--- Start ---
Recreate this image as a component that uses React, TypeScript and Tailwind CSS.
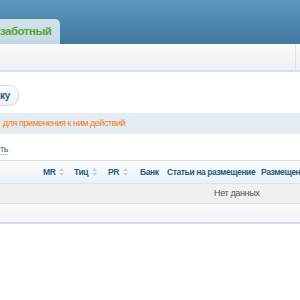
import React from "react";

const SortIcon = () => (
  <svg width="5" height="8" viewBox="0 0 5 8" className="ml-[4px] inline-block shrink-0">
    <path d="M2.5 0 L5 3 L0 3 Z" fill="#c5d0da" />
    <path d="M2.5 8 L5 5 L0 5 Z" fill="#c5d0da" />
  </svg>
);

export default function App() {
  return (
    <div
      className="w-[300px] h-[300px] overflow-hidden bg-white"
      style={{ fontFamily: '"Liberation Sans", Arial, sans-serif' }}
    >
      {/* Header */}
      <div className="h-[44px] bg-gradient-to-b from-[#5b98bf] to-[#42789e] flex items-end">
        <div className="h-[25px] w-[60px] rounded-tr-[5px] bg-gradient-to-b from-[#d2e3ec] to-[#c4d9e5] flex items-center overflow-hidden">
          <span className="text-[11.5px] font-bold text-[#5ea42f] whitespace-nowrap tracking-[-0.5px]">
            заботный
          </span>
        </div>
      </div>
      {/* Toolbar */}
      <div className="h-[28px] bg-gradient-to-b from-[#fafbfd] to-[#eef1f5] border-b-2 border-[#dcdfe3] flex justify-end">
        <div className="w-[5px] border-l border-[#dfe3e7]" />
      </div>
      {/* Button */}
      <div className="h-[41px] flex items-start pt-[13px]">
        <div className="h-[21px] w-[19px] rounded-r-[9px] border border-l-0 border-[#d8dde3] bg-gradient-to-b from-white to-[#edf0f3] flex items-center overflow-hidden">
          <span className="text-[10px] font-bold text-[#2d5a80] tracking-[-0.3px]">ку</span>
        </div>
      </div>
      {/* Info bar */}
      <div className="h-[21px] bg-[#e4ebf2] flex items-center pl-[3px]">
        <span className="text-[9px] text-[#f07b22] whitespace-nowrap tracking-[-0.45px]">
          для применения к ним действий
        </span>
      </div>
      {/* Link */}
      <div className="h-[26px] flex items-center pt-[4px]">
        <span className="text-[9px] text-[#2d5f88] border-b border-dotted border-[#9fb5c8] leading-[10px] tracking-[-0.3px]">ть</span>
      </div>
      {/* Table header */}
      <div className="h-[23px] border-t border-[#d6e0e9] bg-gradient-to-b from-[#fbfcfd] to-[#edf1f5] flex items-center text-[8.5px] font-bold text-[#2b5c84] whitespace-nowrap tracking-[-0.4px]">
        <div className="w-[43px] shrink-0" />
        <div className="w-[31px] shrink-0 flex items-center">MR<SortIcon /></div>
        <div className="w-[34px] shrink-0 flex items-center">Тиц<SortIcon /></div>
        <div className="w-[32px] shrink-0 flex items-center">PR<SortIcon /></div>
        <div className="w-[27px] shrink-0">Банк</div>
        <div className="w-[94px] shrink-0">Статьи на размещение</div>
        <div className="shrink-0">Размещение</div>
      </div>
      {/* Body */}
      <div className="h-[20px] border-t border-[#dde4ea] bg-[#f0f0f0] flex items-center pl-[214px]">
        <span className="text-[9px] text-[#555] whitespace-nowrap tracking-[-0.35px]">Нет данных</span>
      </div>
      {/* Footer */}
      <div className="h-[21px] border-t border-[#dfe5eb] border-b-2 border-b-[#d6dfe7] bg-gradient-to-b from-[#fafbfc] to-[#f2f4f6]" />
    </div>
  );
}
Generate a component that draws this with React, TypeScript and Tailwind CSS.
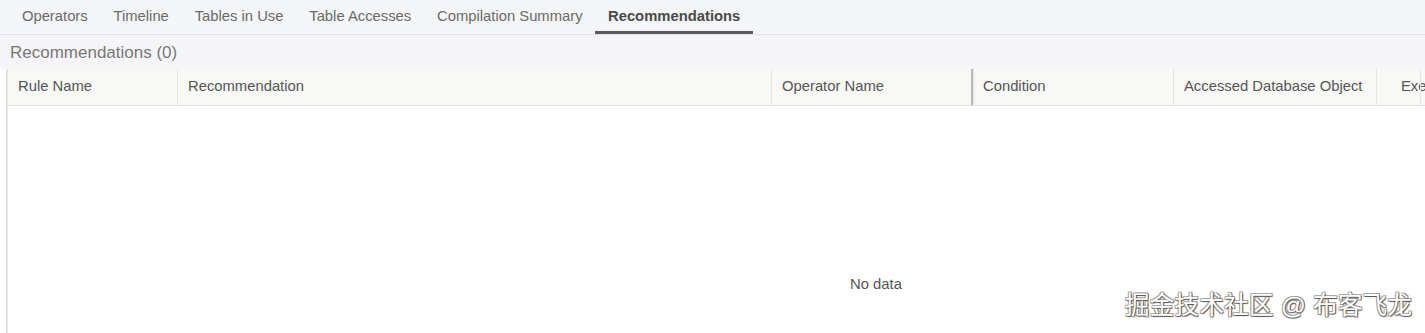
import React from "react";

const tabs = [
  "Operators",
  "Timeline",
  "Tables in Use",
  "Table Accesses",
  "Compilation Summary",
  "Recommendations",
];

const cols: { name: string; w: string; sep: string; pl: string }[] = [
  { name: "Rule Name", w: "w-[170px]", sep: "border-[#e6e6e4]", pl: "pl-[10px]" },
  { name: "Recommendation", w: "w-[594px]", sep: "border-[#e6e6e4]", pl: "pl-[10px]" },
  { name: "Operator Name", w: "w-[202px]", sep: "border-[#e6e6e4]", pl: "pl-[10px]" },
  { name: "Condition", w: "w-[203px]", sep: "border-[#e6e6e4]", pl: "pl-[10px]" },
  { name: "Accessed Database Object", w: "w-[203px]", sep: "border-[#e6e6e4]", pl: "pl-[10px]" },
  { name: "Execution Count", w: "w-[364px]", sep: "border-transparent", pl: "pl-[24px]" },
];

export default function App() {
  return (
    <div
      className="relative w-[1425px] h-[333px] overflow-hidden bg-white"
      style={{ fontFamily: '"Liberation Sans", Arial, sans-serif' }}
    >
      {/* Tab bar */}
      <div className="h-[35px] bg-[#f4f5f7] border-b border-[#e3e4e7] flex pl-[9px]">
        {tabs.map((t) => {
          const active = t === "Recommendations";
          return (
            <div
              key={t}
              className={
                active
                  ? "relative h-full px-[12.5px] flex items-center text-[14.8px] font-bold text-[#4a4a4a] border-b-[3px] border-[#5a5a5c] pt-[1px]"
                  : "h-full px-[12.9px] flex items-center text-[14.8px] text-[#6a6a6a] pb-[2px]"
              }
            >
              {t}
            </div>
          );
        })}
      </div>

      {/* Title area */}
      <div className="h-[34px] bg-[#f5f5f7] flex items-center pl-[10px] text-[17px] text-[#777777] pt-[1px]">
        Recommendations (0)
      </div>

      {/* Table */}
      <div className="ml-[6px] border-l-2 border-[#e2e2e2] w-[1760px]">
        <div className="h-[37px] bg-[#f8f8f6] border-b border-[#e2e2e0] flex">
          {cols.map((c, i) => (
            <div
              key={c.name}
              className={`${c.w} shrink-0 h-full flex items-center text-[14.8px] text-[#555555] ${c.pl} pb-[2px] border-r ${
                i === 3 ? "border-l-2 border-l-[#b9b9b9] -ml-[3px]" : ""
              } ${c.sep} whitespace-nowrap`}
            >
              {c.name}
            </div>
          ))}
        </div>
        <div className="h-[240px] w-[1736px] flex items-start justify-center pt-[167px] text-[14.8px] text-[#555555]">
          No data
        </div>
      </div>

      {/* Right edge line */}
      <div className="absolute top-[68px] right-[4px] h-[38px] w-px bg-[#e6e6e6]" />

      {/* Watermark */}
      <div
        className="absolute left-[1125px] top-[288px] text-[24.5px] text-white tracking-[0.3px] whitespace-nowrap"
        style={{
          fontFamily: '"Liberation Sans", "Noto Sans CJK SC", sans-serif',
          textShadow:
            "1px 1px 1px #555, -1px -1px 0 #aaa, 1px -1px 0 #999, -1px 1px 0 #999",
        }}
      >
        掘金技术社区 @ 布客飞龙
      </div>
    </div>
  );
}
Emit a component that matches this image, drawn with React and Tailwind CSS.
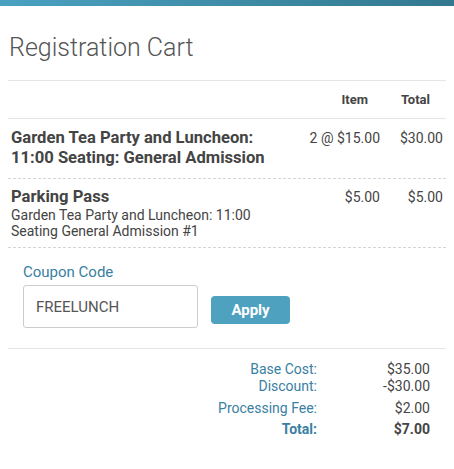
--- End ---
→ **What to do**
Exclude the pictures. Write out the remaining data exactly.

→ **Result of the exercise**
Recreate this image as a component that uses React, TypeScript and Tailwind CSS.
import React from "react";

const SortIcon = () => (
  <svg width="5" height="8" viewBox="0 0 5 8" className="ml-[4px] inline-block shrink-0">
    <path d="M2.5 0 L5 3 L0 3 Z" fill="#c5d0da" />
    <path d="M2.5 8 L5 5 L0 5 Z" fill="#c5d0da" />
  </svg>
);

export default function App() {
  return (
    <div
      className="w-[300px] h-[300px] overflow-hidden bg-white"
      style={{ fontFamily: '"Liberation Sans", Arial, sans-serif' }}
    >
      {/* Header */}
      <div className="h-[44px] bg-gradient-to-b from-[#5b98bf] to-[#42789e] flex items-end">
        <div className="h-[25px] w-[60px] rounded-tr-[5px] bg-gradient-to-b from-[#d2e3ec] to-[#c4d9e5] flex items-center overflow-hidden">
          <span className="text-[11.5px] font-bold text-[#5ea42f] whitespace-nowrap tracking-[-0.5px]">
            заботный
          </span>
        </div>
      </div>
      {/* Toolbar */}
      <div className="h-[28px] bg-gradient-to-b from-[#fafbfd] to-[#eef1f5] border-b-2 border-[#dcdfe3] flex justify-end">
        <div className="w-[5px] border-l border-[#dfe3e7]" />
      </div>
      {/* Button */}
      <div className="h-[41px] flex items-start pt-[13px]">
        <div className="h-[21px] w-[19px] rounded-r-[9px] border border-l-0 border-[#d8dde3] bg-gradient-to-b from-white to-[#edf0f3] flex items-center overflow-hidden">
          <span className="text-[10px] font-bold text-[#2d5a80] tracking-[-0.3px]">ку</span>
        </div>
      </div>
      {/* Info bar */}
      <div className="h-[21px] bg-[#e4ebf2] flex items-center pl-[3px]">
        <span className="text-[9px] text-[#f07b22] whitespace-nowrap tracking-[-0.45px]">
          для применения к ним действий
        </span>
      </div>
      {/* Link */}
      <div className="h-[26px] flex items-center pt-[4px]">
        <span className="text-[9px] text-[#2d5f88] border-b border-dotted border-[#9fb5c8] leading-[10px] tracking-[-0.3px]">ть</span>
      </div>
      {/* Table header */}
      <div className="h-[23px] border-t border-[#d6e0e9] bg-gradient-to-b from-[#fbfcfd] to-[#edf1f5] flex items-center text-[8.5px] font-bold text-[#2b5c84] whitespace-nowrap tracking-[-0.4px]">
        <div className="w-[43px] shrink-0" />
        <div className="w-[31px] shrink-0 flex items-center">MR<SortIcon /></div>
        <div className="w-[34px] shrink-0 flex items-center">Тиц<SortIcon /></div>
        <div className="w-[32px] shrink-0 flex items-center">PR<SortIcon /></div>
        <div className="w-[27px] shrink-0">Банк</div>
        <div className="w-[94px] shrink-0">Статьи на размещение</div>
        <div className="shrink-0">Размещение</div>
      </div>
      {/* Body */}
      <div className="h-[20px] border-t border-[#dde4ea] bg-[#f0f0f0] flex items-center pl-[214px]">
        <span className="text-[9px] text-[#555] whitespace-nowrap tracking-[-0.35px]">Нет данных</span>
      </div>
      {/* Footer */}
      <div className="h-[21px] border-t border-[#dfe5eb] border-b-2 border-b-[#d6dfe7] bg-gradient-to-b from-[#fafbfc] to-[#f2f4f6]" />
    </div>
  );
}
Generate a component that draws this with React, TypeScript and Tailwind CSS.
import React from "react";

const tabs = [
  "Operators",
  "Timeline",
  "Tables in Use",
  "Table Accesses",
  "Compilation Summary",
  "Recommendations",
];

const cols: { name: string; w: string; sep: string; pl: string }[] = [
  { name: "Rule Name", w: "w-[170px]", sep: "border-[#e6e6e4]", pl: "pl-[10px]" },
  { name: "Recommendation", w: "w-[594px]", sep: "border-[#e6e6e4]", pl: "pl-[10px]" },
  { name: "Operator Name", w: "w-[202px]", sep: "border-[#e6e6e4]", pl: "pl-[10px]" },
  { name: "Condition", w: "w-[203px]", sep: "border-[#e6e6e4]", pl: "pl-[10px]" },
  { name: "Accessed Database Object", w: "w-[203px]", sep: "border-[#e6e6e4]", pl: "pl-[10px]" },
  { name: "Execution Count", w: "w-[364px]", sep: "border-transparent", pl: "pl-[24px]" },
];

export default function App() {
  return (
    <div
      className="relative w-[1425px] h-[333px] overflow-hidden bg-white"
      style={{ fontFamily: '"Liberation Sans", Arial, sans-serif' }}
    >
      {/* Tab bar */}
      <div className="h-[35px] bg-[#f4f5f7] border-b border-[#e3e4e7] flex pl-[9px]">
        {tabs.map((t) => {
          const active = t === "Recommendations";
          return (
            <div
              key={t}
              className={
                active
                  ? "relative h-full px-[12.5px] flex items-center text-[14.8px] font-bold text-[#4a4a4a] border-b-[3px] border-[#5a5a5c] pt-[1px]"
                  : "h-full px-[12.9px] flex items-center text-[14.8px] text-[#6a6a6a] pb-[2px]"
              }
            >
              {t}
            </div>
          );
        })}
      </div>

      {/* Title area */}
      <div className="h-[34px] bg-[#f5f5f7] flex items-center pl-[10px] text-[17px] text-[#777777] pt-[1px]">
        Recommendations (0)
      </div>

      {/* Table */}
      <div className="ml-[6px] border-l-2 border-[#e2e2e2] w-[1760px]">
        <div className="h-[37px] bg-[#f8f8f6] border-b border-[#e2e2e0] flex">
          {cols.map((c, i) => (
            <div
              key={c.name}
              className={`${c.w} shrink-0 h-full flex items-center text-[14.8px] text-[#555555] ${c.pl} pb-[2px] border-r ${
                i === 3 ? "border-l-2 border-l-[#b9b9b9] -ml-[3px]" : ""
              } ${c.sep} whitespace-nowrap`}
            >
              {c.name}
            </div>
          ))}
        </div>
        <div className="h-[240px] w-[1736px] flex items-start justify-center pt-[167px] text-[14.8px] text-[#555555]">
          No data
        </div>
      </div>

      {/* Right edge line */}
      <div className="absolute top-[68px] right-[4px] h-[38px] w-px bg-[#e6e6e6]" />

      {/* Watermark */}
      <div
        className="absolute left-[1125px] top-[288px] text-[24.5px] text-white tracking-[0.3px] whitespace-nowrap"
        style={{
          fontFamily: '"Liberation Sans", "Noto Sans CJK SC", sans-serif',
          textShadow:
            "1px 1px 1px #555, -1px -1px 0 #aaa, 1px -1px 0 #999, -1px 1px 0 #999",
        }}
      >
        掘金技术社区 @ 布客飞龙
      </div>
    </div>
  );
}
Emit a component that matches this image, drawn with React and Tailwind CSS.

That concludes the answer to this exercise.